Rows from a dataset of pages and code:
****************
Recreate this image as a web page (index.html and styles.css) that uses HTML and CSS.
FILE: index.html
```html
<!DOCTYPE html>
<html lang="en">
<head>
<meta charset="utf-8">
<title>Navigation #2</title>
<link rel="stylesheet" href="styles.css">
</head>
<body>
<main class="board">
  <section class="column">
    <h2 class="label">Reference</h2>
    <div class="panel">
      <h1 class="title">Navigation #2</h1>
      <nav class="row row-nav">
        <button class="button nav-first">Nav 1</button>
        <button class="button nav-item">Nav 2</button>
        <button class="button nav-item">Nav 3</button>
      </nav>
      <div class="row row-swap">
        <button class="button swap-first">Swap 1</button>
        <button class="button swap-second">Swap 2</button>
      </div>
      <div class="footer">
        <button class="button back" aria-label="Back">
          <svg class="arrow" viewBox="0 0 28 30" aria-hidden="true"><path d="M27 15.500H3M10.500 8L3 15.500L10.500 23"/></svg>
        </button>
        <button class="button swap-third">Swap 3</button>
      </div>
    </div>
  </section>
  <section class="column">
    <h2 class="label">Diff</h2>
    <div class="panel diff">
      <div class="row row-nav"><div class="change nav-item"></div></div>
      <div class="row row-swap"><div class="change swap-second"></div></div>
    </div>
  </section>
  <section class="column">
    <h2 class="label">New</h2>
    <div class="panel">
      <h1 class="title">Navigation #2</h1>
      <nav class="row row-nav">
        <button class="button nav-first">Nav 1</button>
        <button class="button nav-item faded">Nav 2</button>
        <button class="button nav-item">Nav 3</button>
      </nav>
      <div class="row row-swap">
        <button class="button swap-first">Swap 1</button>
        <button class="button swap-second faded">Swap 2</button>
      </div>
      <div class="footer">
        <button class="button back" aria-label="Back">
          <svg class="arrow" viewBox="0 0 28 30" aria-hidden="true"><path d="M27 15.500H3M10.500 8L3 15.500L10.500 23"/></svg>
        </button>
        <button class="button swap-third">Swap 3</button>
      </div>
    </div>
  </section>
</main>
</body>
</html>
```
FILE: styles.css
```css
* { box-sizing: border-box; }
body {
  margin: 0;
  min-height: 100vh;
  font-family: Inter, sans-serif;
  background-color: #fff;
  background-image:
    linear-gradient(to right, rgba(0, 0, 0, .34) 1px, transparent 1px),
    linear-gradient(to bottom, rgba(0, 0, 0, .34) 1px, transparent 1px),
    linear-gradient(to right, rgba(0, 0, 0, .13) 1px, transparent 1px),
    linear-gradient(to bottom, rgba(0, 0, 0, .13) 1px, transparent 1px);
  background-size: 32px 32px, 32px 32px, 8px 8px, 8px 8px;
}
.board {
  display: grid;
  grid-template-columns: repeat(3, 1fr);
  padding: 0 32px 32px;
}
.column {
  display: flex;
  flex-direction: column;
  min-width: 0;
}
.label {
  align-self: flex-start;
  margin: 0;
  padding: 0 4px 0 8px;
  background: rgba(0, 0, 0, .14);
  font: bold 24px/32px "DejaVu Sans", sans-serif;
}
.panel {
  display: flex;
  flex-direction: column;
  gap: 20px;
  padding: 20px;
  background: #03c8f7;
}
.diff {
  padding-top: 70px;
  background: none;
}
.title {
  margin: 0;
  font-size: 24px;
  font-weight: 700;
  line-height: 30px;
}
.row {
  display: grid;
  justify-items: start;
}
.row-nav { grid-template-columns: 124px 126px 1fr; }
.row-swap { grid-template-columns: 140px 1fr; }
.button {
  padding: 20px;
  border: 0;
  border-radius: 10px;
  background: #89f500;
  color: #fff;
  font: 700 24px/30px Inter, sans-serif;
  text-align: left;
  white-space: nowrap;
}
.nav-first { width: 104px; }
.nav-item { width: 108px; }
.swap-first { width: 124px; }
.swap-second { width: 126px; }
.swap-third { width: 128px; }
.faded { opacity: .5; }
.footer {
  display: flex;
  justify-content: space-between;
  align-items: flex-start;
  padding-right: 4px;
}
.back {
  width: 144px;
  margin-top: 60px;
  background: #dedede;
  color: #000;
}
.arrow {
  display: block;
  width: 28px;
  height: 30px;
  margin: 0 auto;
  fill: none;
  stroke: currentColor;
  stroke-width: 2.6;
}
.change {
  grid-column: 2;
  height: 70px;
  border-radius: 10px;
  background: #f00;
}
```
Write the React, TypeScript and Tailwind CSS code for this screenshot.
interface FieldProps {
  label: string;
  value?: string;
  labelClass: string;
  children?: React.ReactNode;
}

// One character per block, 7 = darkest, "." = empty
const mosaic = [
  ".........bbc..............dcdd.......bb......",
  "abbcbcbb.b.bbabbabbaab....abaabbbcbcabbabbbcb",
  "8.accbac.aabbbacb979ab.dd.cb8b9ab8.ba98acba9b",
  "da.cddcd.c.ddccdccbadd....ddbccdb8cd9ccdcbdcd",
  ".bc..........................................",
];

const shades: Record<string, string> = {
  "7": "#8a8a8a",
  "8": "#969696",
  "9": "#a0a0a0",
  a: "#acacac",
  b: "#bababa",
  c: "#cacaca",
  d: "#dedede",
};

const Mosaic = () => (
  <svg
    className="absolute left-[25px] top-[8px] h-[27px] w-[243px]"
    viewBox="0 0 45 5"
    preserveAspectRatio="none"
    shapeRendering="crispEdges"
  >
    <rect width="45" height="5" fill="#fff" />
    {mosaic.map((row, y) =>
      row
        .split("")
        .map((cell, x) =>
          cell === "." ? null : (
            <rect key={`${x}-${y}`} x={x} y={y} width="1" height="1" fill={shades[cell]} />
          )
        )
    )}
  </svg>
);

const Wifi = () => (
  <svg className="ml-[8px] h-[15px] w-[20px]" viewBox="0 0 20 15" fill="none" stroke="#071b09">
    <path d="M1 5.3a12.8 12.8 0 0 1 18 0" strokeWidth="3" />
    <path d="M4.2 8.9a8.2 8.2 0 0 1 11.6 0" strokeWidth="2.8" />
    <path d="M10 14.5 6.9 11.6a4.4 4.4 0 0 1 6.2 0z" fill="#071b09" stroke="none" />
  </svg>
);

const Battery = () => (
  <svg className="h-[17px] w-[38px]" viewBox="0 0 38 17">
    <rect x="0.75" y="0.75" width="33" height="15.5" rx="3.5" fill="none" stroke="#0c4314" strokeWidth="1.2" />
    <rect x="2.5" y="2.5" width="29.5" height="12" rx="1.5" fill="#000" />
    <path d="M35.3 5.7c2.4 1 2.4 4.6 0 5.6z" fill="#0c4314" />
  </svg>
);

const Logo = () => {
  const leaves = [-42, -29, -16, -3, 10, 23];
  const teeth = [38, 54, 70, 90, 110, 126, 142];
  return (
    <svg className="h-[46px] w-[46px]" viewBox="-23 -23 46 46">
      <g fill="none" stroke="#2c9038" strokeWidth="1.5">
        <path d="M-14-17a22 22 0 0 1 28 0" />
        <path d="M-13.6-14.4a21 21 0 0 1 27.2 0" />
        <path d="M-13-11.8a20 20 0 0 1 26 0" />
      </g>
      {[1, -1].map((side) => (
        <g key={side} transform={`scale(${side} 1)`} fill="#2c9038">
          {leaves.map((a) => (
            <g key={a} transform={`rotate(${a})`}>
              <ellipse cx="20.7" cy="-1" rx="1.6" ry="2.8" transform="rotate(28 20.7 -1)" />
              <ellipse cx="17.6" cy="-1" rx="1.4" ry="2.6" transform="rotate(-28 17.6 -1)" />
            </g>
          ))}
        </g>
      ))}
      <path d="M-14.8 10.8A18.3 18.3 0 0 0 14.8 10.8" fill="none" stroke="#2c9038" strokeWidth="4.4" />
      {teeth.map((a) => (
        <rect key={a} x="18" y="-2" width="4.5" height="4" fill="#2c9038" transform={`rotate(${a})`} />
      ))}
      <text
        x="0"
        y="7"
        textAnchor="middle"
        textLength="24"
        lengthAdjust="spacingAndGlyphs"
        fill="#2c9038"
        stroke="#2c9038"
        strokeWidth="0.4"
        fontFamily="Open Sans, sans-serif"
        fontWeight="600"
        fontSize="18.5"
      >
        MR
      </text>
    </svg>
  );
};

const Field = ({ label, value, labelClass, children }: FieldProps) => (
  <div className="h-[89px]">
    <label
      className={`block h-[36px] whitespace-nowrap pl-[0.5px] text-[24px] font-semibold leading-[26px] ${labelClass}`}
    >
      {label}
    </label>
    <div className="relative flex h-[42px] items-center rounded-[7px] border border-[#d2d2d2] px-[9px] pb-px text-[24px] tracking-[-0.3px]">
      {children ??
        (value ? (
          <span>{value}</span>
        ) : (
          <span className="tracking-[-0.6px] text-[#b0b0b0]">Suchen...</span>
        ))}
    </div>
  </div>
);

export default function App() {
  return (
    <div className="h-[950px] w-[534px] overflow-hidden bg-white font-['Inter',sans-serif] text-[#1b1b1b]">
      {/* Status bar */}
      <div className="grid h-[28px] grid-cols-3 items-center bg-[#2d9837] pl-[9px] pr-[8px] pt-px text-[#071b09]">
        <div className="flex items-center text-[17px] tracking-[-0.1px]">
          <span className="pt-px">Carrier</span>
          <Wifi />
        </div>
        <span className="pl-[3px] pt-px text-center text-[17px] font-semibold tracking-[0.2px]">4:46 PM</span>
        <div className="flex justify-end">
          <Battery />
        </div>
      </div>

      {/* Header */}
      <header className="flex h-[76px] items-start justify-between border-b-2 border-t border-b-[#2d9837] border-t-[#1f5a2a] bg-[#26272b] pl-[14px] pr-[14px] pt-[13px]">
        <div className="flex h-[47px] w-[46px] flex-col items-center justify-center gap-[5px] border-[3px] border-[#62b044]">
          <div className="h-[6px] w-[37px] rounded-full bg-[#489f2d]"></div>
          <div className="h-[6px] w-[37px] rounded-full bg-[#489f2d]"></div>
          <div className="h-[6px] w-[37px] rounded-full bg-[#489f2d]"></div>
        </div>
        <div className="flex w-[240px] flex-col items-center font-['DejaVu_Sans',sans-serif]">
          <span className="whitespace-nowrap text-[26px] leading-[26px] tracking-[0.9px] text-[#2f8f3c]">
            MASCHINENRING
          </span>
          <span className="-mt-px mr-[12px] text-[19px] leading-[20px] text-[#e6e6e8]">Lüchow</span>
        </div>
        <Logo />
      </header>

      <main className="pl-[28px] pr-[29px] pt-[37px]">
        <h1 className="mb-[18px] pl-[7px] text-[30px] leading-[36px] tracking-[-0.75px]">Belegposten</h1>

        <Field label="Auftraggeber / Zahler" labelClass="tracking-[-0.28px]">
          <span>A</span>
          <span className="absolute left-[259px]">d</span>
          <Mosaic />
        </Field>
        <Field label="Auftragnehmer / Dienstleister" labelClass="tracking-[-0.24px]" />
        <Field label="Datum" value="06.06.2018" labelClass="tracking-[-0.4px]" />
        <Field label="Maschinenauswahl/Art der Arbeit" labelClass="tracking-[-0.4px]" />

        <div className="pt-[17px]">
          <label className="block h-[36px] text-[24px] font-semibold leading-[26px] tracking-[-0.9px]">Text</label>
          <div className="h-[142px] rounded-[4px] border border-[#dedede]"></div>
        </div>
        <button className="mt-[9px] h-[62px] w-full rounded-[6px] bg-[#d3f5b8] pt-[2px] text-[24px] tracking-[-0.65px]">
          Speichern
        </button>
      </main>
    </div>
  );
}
****************
▶ _To be done_: Count the lines above that contain the word "index", and give only that number.

▶ _Answer to this problem_: 2